WISpR: A Smarter, Leaner Way to Deconvolute Tissues
WISpR is an innovative deconvolution technique created by a molecular biologist and a mathematician to address these issues. WISpR offers a mathematically sound and biologically informed approach to choose the most probable and informative cell types at each spatial point. WISpR incorporates a penalty that encourages sparsity, which diminishes background noise and signals that are not strongly supported, concentrating only on biologically relevant inputs. Even when the reference and target datasets originate from different organisms, times, or research projects, WISpR maintains strong performance, due to its robustness against batch variations and disparities. The resulting outputs from WISpR are clear and reliable maps that accurately represent cell compositions, facilitating the extraction of biological insights. The tool was thoroughly tested with both simulated data and actual datasets, including developing human heart, mouse brain, and breast cancer samples. In all cases, it outperformed leading tools in terms of accuracy, sparsity, and biological relevance.

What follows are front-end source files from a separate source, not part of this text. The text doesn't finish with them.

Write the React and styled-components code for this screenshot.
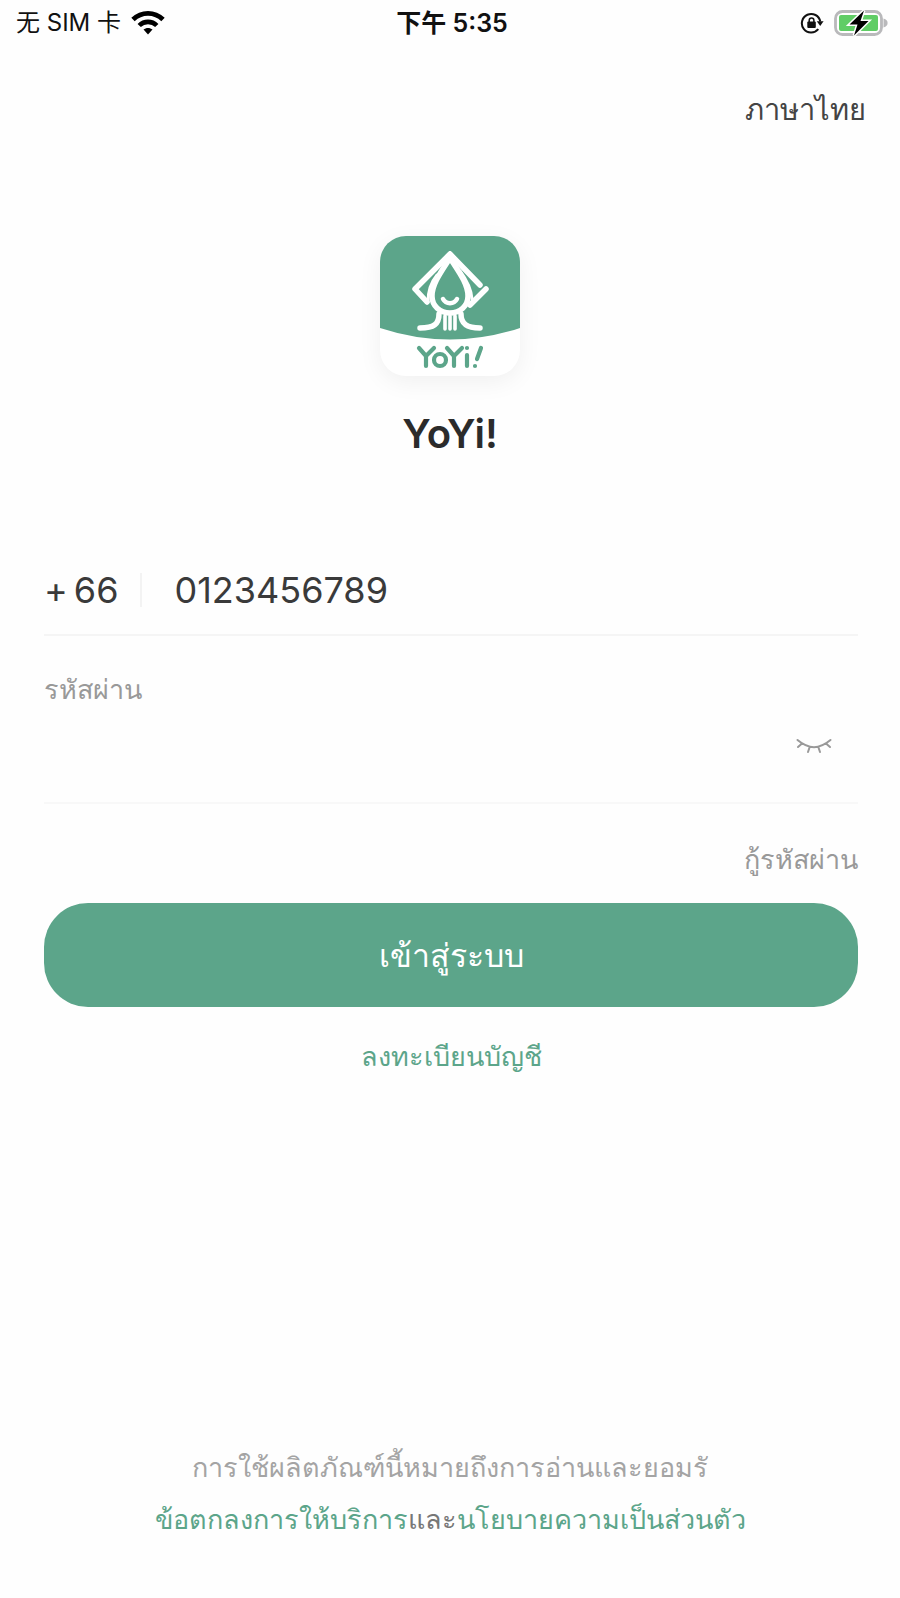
import React from "react";
import styled, { createGlobalStyle } from "styled-components";
import { useState } from "react";

const green = "#5ca58a";

const App = () => {
  const [phone, setPhone] = useState("0123456789");
  const [password, setPassword] = useState("");
  const [showPassword, setShowPassword] = useState(false);

  return (
    <Page>
      <GlobalStyle />

      <StatusBar>
        <StatusSide>
          <span>无 SIM 卡</span>
          <WifiIcon />
        </StatusSide>
        <Clock>下午 5:35</Clock>
        <StatusSide $end>
          <RotationLockIcon />
          <BatteryIcon />
        </StatusSide>
      </StatusBar>

      <LanguageButton type="button">ภาษาไทย</LanguageButton>

      <Brand>
        <Logo />
        <Title>YoYi!</Title>
      </Brand>

      <Form onSubmit={(e) => e.preventDefault()}>
        <PhoneRow>
          <CountryCode htmlFor="phone">
            <span>+</span>
            <span>66</span>
          </CountryCode>
          <Divider />
          <Field
            id="phone"
            type="tel"
            value={phone}
            onChange={(e) => setPhone(e.target.value)}
          />
        </PhoneRow>

        <PasswordLabel htmlFor="password">รหัสผ่าน</PasswordLabel>
        <PasswordRow>
          <Field
            id="password"
            type={showPassword ? "text" : "password"}
            value={password}
            onChange={(e) => setPassword(e.target.value)}
          />
          <EyeButton
            type="button"
            aria-label="แสดงรหัสผ่าน"
            onClick={() => setShowPassword(!showPassword)}
          >
            <ClosedEyeIcon />
          </EyeButton>
        </PasswordRow>

        <ForgotLink href="#forgot">กู้รหัสผ่าน</ForgotLink>
        <LoginButton type="submit">เข้าสู่ระบบ</LoginButton>
        <RegisterLink href="#register">ลงทะเบียนบัญชี</RegisterLink>
      </Form>

      <Footer>
        <p>การใช้ผลิตภัณฑ์นี้หมายถึงการอ่านและยอมรั</p>
        <Terms>
          <GreenLink href="#terms">ข้อตกลงการให้บริการ</GreenLink>และ
          <GreenLink href="#privacy">นโยบายความเป็นส่วนตัว</GreenLink>
        </Terms>
      </Footer>
    </Page>
  );
};

// =============================================
// icons

const WifiIcon = () => (
  <svg width="34" height="26" viewBox="0 0 34 26" fill="none" stroke="#000">
    <path d="M2 9.500C10.500 1.200 23.500 1.200 32 9.500" strokeWidth="4.800" />
    <path d="M8.200 15.500C13 10.600 21 10.600 25.800 15.500" strokeWidth="4.600" />
    <path d="M12.500 19.600C15 17.300 19 17.300 21.500 19.600L17 24.500Z" fill="#000" stroke="none" />
  </svg>
);

const RotationLockIcon = () => (
  <svg width="24" height="24" viewBox="0 0 24 24" fill="none">
    <path
      d="M18.300 18.200A9.300 9.300 0 1 1 20.300 10.500"
      stroke="#111"
      strokeWidth="2"
    />
    <path d="M16.800 10.300H23.600L20.200 15Z" fill="#111" />
    <rect x="7.300" y="10.500" width="8.500" height="6.500" rx="1" fill="#111" />
    <path d="M9.200 11V9.300a2.350 2.350 0 0 1 4.700 0V11" stroke="#111" strokeWidth="1.500" />
  </svg>
);

const BatteryIcon = () => (
  <svg width="54" height="28" viewBox="0 0 54 28">
    <rect x="1.500" y="2.500" width="46" height="23" rx="7" fill="#fff" stroke="#b9b9bb" strokeWidth="2.800" />
    <path d="M49.500 9.500c5.500 1 5.500 8 0 9Z" fill="#b9b9bb" />
    <rect x="5" y="6" width="39" height="16" rx="2" fill="#60cd66" />
    <path
      d="M30 1.500 15.500 15.500H23.500L20 26.500 34.500 12H26.500Z"
      fill="#000"
      stroke="#fff"
      strokeWidth="3"
      paintOrder="stroke"
    />
  </svg>
);

const ClosedEyeIcon = () => (
  <svg
    width="36"
    height="16"
    viewBox="0 0 36 16"
    fill="none"
    stroke="#999"
    strokeWidth="2"
    strokeLinecap="round"
  >
    <path d="M1.500 2C13 11.500 23 11.500 34.500 2M6 5.500 2 9M30 5.500 34 9M13.500 9.500 12 14M22.500 9.500 24 14" />
  </svg>
);

const Logo = () => (
  <LogoTile viewBox="0 0 140 140" role="img" aria-label="YoYi!">
    <path d="M0 0H140V92Q70 115 0 92Z" fill={green} />
    <g fill="none" stroke="#fff" strokeWidth="5.500" strokeLinecap="round" strokeLinejoin="round">
      <path d="M70 18 35 53 47 66M70 18 100 49M106 53 90 69" />
      <path d="M70 22C61 36 52 48 52 60C52 70 60 77 70 77C80 77 88 70 88 60C88 48 79 36 70 22Z" />
      <path d="M57 39C52 45 48 54 48 66M80 35C86 43 91 51 92 63" strokeWidth="3" />
      <path d="M63 63C66 68.500 74 68.500 77 63" strokeWidth="4.500" />
      <path d="M59 78C59 88 54 92 40 92M81 78C81 88 87 92 100 92" />
      <path d="M65 80V93M70 80V93M75 80V93" strokeWidth="3.600" />
    </g>
    <g fill="none" stroke={green} strokeWidth="4.200" strokeLinecap="round" strokeLinejoin="round">
      <path d="M39 112 46 120 54 112M46 120V130" />
      <circle cx="60" cy="124" r="6" />
      <path d="M67 112 74 120 82 112M74 120V130M87 119V130M87 112V112" />
      <path d="M101 112 97 123M95 130V130" />
    </g>
  </LogoTile>
);

// =============================================
// styles

const GlobalStyle = createGlobalStyle`
  * {
    box-sizing: border-box;
  }

  body {
    margin: 0;
    background: #fefefe;
    color: #333;
    font-family: Inter, "Noto Sans CJK SC", sans-serif;
  }

  p,
  h1 {
    margin: 0;
  }

  a {
    text-decoration: none;
  }

  button {
    border: 0;
    padding: 0;
    background: none;
    font: inherit;
    cursor: pointer;
  }
`;

const Page = styled.main`
  min-height: 100vh;
  display: flex;
  flex-direction: column;
`;

const StatusBar = styled.header`
  display: grid;
  grid-template-columns: 1fr auto 1fr;
  align-items: center;
  height: 46px;
  padding: 0 12px 0 16px;
  color: #111;
  font-size: 24px;
  line-height: 32px;
`;

const StatusSide = styled.div`
  display: flex;
  align-items: center;
  gap: 10px;
  justify-content: ${({ $end }) => ($end ? "flex-end" : "flex-start")};
`;

const Clock = styled.time`
  font-size: 25px;
  font-weight: 600;
`;

const LanguageButton = styled.button`
  align-self: flex-end;
  margin: 42px 34px 0 0;
  color: #444;
  font-size: 29px;
  line-height: 44px;
`;

const Brand = styled.div`
  display: flex;
  flex-direction: column;
  align-items: center;
  gap: 32px;
  margin-top: 104px;
`;

const LogoTile = styled.svg`
  width: 140px;
  height: 140px;
  border-radius: 26px;
  background: #fff;
  box-shadow: 0 6px 24px rgba(0, 0, 0, 0.06);
`;

const Title = styled.h1`
  color: #2b2b2b;
  font-size: 40px;
  font-weight: 600;
  line-height: 52px;
`;

const Form = styled.form`
  display: flex;
  flex-direction: column;
  margin: 86px 42px 0 44px;
`;

const PhoneRow = styled.div`
  display: flex;
  align-items: center;
  height: 90px;
  border-bottom: 2px solid #f5f5f5;
  color: #3a3a3a;
  font-size: 36px;
`;

const CountryCode = styled.label`
  display: flex;
  gap: 6px;
`;

const Divider = styled.span`
  width: 2px;
  height: 34px;
  margin: 0 32px 0 22px;
  background: #f3f3f3;
`;

const Field = styled.input`
  flex: 1;
  min-width: 0;
  padding: 0;
  border: 0;
  outline: none;
  background: none;
  color: #3a3a3a;
  font: inherit;
  font-size: 36px;
`;

const PasswordLabel = styled.label`
  margin-top: 34px;
  color: #999;
  font-size: 27px;
  line-height: 40px;
`;

const PasswordRow = styled.div`
  display: flex;
  align-items: center;
  height: 94px;
  padding: 0 26px 20px 0;
  border-bottom: 2px solid #f8f8f8;
`;

const EyeButton = styled.button`
  display: flex;
`;

const ForgotLink = styled.a`
  align-self: flex-end;
  margin-top: 36px;
  color: #999;
  font-size: 27px;
  line-height: 40px;
`;

const LoginButton = styled.button`
  height: 104px;
  margin-top: 23px;
  border-radius: 44px;
  background: ${green};
  color: #fff;
  font-size: 32px;
`;

const RegisterLink = styled.a`
  align-self: center;
  margin-top: 30px;
  color: ${green};
  font-size: 27px;
  line-height: 40px;
`;

const Footer = styled.footer`
  margin-top: auto;
  padding-bottom: 52px;
  color: #a4a4a4;
  font-size: 27px;
  line-height: 52px;
  text-align: center;
`;

const Terms = styled.p`
  color: #777;
`;

const GreenLink = styled.a`
  color: ${green};
`;

export default App;
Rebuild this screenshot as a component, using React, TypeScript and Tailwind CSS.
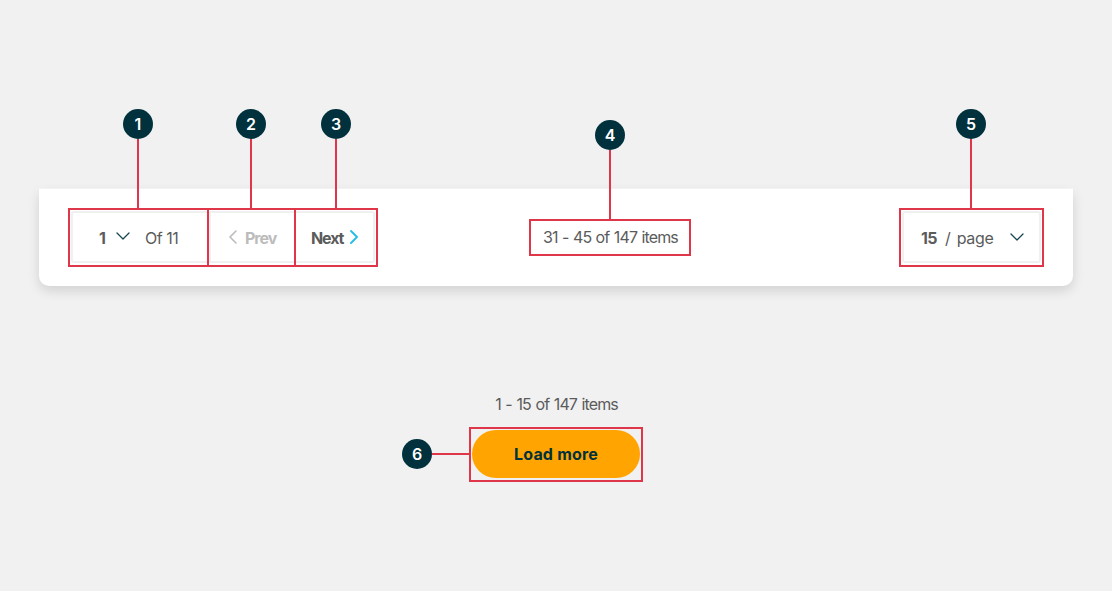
import type { ReactNode } from "react";

function Badge({ n }: { n: number }) {
  return (
    <span className="flex size-[30px] shrink-0 items-center justify-center rounded-full bg-[#00313c] pb-px text-[16px] leading-none font-semibold text-white">
      {n}
    </span>
  );
}

function Callout({ n, className }: { n: number; className: string }) {
  return (
    <div className={`absolute flex flex-col items-center ${className}`}>
      <Badge n={n} />
      <span className="w-[2px] grow bg-[#e0364a]" />
    </div>
  );
}

function Marked({ className, children }: { className: string; children: ReactNode }) {
  return <div className={`relative flex border-2 border-[#e0364a] ${className}`}>{children}</div>;
}

function Chevron({ d, className, width = 1.3 }: { d: string; className: string; width?: number }) {
  return (
    <svg viewBox="0 0 14 14" className={`size-[14px] shrink-0 ${className}`} fill="none" stroke="currentColor" strokeWidth={width} strokeLinecap="round" strokeLinejoin="round">
      <path d={d} />
    </svg>
  );
}

const DOWN = "M1 4 L7 10 L13 4";
const LEFT = "M10 1 L4 7 L10 13";
const RIGHT = "M4 1 L10 7 L4 13";

export default function App() {
  return (
    <main className="flex h-[591px] w-[1112px] flex-col overflow-hidden bg-[#f1f1f1] pt-[189px] font-['Inter',sans-serif] text-[16px] leading-[20px] whitespace-nowrap text-[#5b5b5b]">
      <section className="mx-[39px] flex h-[97px] shrink-0 items-start rounded-b-[10px] bg-white px-[29px] shadow-[0_5px_12px_rgba(0,0,0,0.13),0_-1px_0_#f7f7f7]">
        <div className="mt-[19px] flex">
          <Marked className="h-[59px] w-[141px] pt-[1px] pl-[1px]">
            <Callout n={1} className="-top-[101px] left-[53px] h-[99px]" />
            <div className="flex h-[52px] w-full items-center rounded-l-[3px] border-2 border-r-0 border-[#f0f0f0] pt-px pl-[26px]">
              <span className="w-[17px] font-bold">1</span>
              <Chevron d={DOWN} className="-mt-[4px] text-[#184552]" />
              <span className="ml-[15px] tracking-[-0.5px]">Of 11</span>
            </div>
          </Marked>
          <Marked className="-ml-[2px] h-[59px] w-[89px] pt-[1px]">
            <Callout n={2} className="-top-[101px] left-[27px] h-[99px]" />
            <div className="flex h-[52px] w-full items-center border-y-2 border-l-2 border-[#f0f0f0] pt-px pl-[15px] font-bold text-[#bcbcbc]">
              <Chevron d={LEFT} className="-mt-[2px]" width={1.6} />
              <span className="ml-[5px] tracking-[-1px]">Prev</span>
            </div>
          </Marked>
          <Marked className="-ml-[2px] h-[59px] w-[84px] pt-[1px] pr-[1px]">
            <Callout n={3} className="-top-[101px] left-[25px] h-[99px]" />
            <div className="flex h-[52px] w-full items-center rounded-r-[3px] border-2 border-l-0 border-[#f0f0f0] pt-px pl-[15px] font-bold">
              <span className="w-[33px] tracking-[-1.1px]">Next</span>
              <Chevron d={RIGHT} className="-mt-[2px] ml-[3px] text-[#22bce8]" width={1.8} />
            </div>
          </Marked>
        </div>
        <Marked className="mt-[30px] ml-[151px] h-[37px] w-[162px] items-center justify-center">
          <Callout n={4} className="-top-[101px] left-[64px] h-[99px]" />
          <span className="-mt-px ml-px tracking-[-0.85px] [word-spacing:0.7px]">31 - 45 of 147 items</span>
        </Marked>
        <Marked className="mt-[19px] ml-auto h-[59px] w-[145px] px-[1px] pt-[1px]">
          <Callout n={5} className="-top-[101px] left-[55px] h-[99px]" />
          <div className="flex h-[52px] w-full items-center rounded-[3px] border-2 border-[#f0f0f0] pt-px pl-[17px]">
            <span className="w-[24px] font-bold tracking-[-0.7px]">15</span>
            <span className="tracking-[-0.3px] [word-spacing:2px]">/ page</span>
            <Chevron d={DOWN} className="-mt-[2px] ml-[16px] text-[#184552]" />
          </div>
        </Marked>
      </section>
      <section className="mt-[109px] flex flex-col items-center">
        <p className="-mt-px ml-px tracking-[-0.9px] [word-spacing:1px]">1 - 15 of 147 items</p>
        <Marked className="mt-[13px] h-[55px] w-[174px] items-center justify-center">
          <div className="absolute top-[10px] -left-[69px] flex w-[67px] items-center">
            <Badge n={6} />
            <span className="h-[2px] grow bg-[#e0364a]" />
          </div>
          <button className="mb-[1px] h-[48px] w-[168px] rounded-full bg-[#ffa400] font-bold tracking-[0.2px] text-[#00313c]">Load more</button>
        </Marked>
      </section>
    </main>
  );
}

Looking Ahead: WISpR in Action
As tissue atlases grow in size and complexity and as spatial technologies become more accessible, tools such as WISpR will be essential to translate raw data into meaningful knowledge. In the future, WISpR could help discover rare cell populations hiding in disease hotspots to predict patient outcomes by mapping immune infiltration in tumors, guide regenerative therapies by identifying where to deliver stem cells, and clarify how cells interact in development, repair, or degeneration. In short, WISpR does not just see the pieces; it knows where they belong. And when we know how the pieces fit together, we can begin to solve the larger puzzle of life.
“Each cell-type driven by gene expression is a puzzle piece. WISpR helps reveal the full picture.”